I guess decades of fake video games will do that to a generation of people. I’ll remind the casual reader that 2 superpowers openly fighting in an open proxy war is not actually the best time to be buying the stock market hand over fist.
There is no “contrarian” play when there is no longer worldwide deliveries of foods and goods due to sudden global war and an overnight collapse of the globalist supply system. And we all know that is their goal.
The best count has us looking to confirm the peak of Minute [i] of wave C of (2).
If prices can peak above wave A of (2) then possibly this entire rise from late December is all of wave C of (2). I throw this out there because it will count nicely as the second 5 waves of a 5-3-5 zigzag.
On the bearish side of things, yesterday’s NYSE data moved above the overbought thrust line of 61.5 again. If the most bearish wave count is to remain intact, prices would have to plunge immediately, and we would look for yet another negative price breadth event.
This market remains frustrating for the maximum number of participants. There has been a lot of short squeezing going on and the shorts have been shaken out somewhat.
The Global DOW is actually in a bull market technically. After stair stepping a 38% drop, it has rallied over 27% back up in a very distinct and sharp zigzag pattern.
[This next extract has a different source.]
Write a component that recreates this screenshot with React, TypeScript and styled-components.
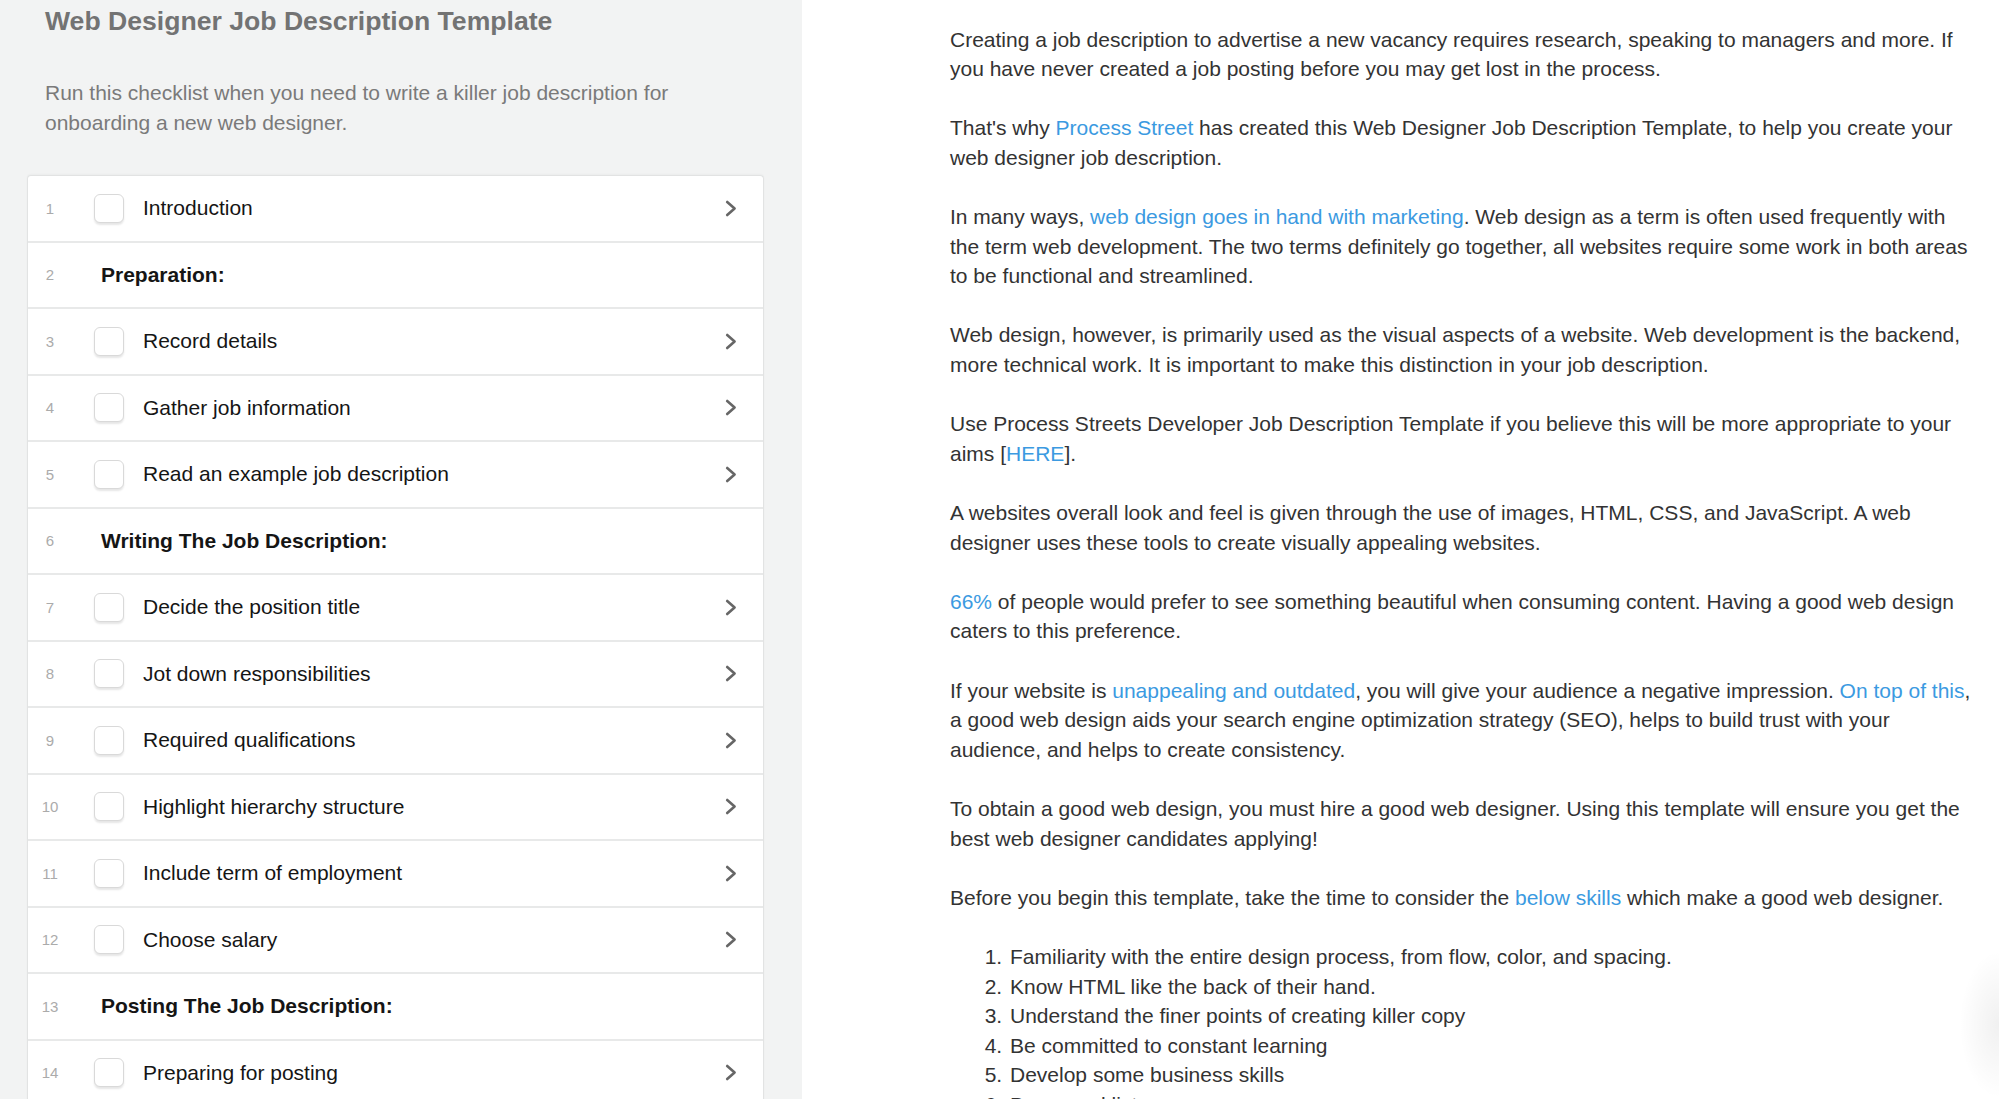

One could surmise that if the GDOW was to make eventual all-time highs again, it still has a lot of work cut out and would take the form of 5 waves up. I believe it is way overextended. And this chart gives the bears hope because all global stocks more or less rise and fall together except China which can sometimes operate much on its own.
People are still talking bear markets when actually globally this is not the case at all anymore. In fact, they missed the 27% rally. It’s probably the spot where strong hands will again start to turn things over to the weak hands.
The German DAX is not a very countable market, but you can see it is not in a bear market.